Localize the meaning, not just the words

AI voiceovers make localization easier, but translation alone can sound “off.”

What to localize

  • Idioms (“hit the ground running” doesn’t translate cleanly)
  • Examples (use familiar platforms, currency, cultural references)
  • Pace (some languages naturally need more syllables/time)

Tip: generate the localized voiceover first, then re-time visuals. It will look more natural.

Measure what matters: retention, replays, and conversions

If you want to know whether your voiceover is working, don’t rely on “it sounds good to me.”

Metrics to watch

  • Audience retention (where do people drop?)
  • Rewatches (tutorials often get replayed)
  • Click-through rate on CTAs
  • Comments mentioning clarity/confusion

Wistia also reports many businesses add CTAs/interactive elements to improve conversions, which means audio clarity around the CTA moment is a real lever you can control.
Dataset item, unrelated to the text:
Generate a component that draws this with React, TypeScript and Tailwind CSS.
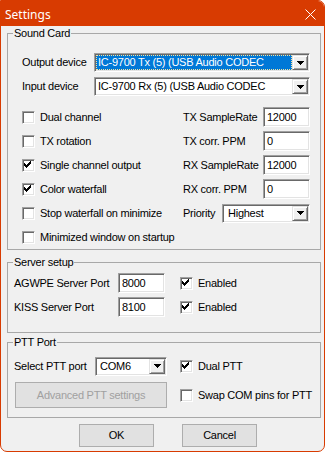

Simple tests you can run this week

  • Same video, two voice styles (calm vs energetic)
  • Same script, different pacing (fast vs moderate)
  • Captions on vs captions off (especially for short-form)

Common mistakes to avoid

1) Overly perfect “AI announcer” tone

Fix: reduce formality, add natural phrasing, vary sentence length.

2) Too fast to “fit everything in”

Fix: cut words, not breath. If it’s dense, split into two videos.

3) No transcript/captions

Fix: ship captions every time; NNGroup recommends transcripts too for usability and accessibility.

4) Mispronunciations of names/brands

Fix: use pronunciation hints, phonetic spellings, or custom dictionaries if your tool supports it.

Conclusion: treat AI voiceovers like a creative tool, not a shortcut

AI voiceovers are powerful because they remove friction, speed, cost, and iteration become way easier. But the creators who win are the ones who apply real production thinking: write for the ear, choose a voice that fits the moment, pair audio with captions, sync it to visuals, and measure retention like a scientist.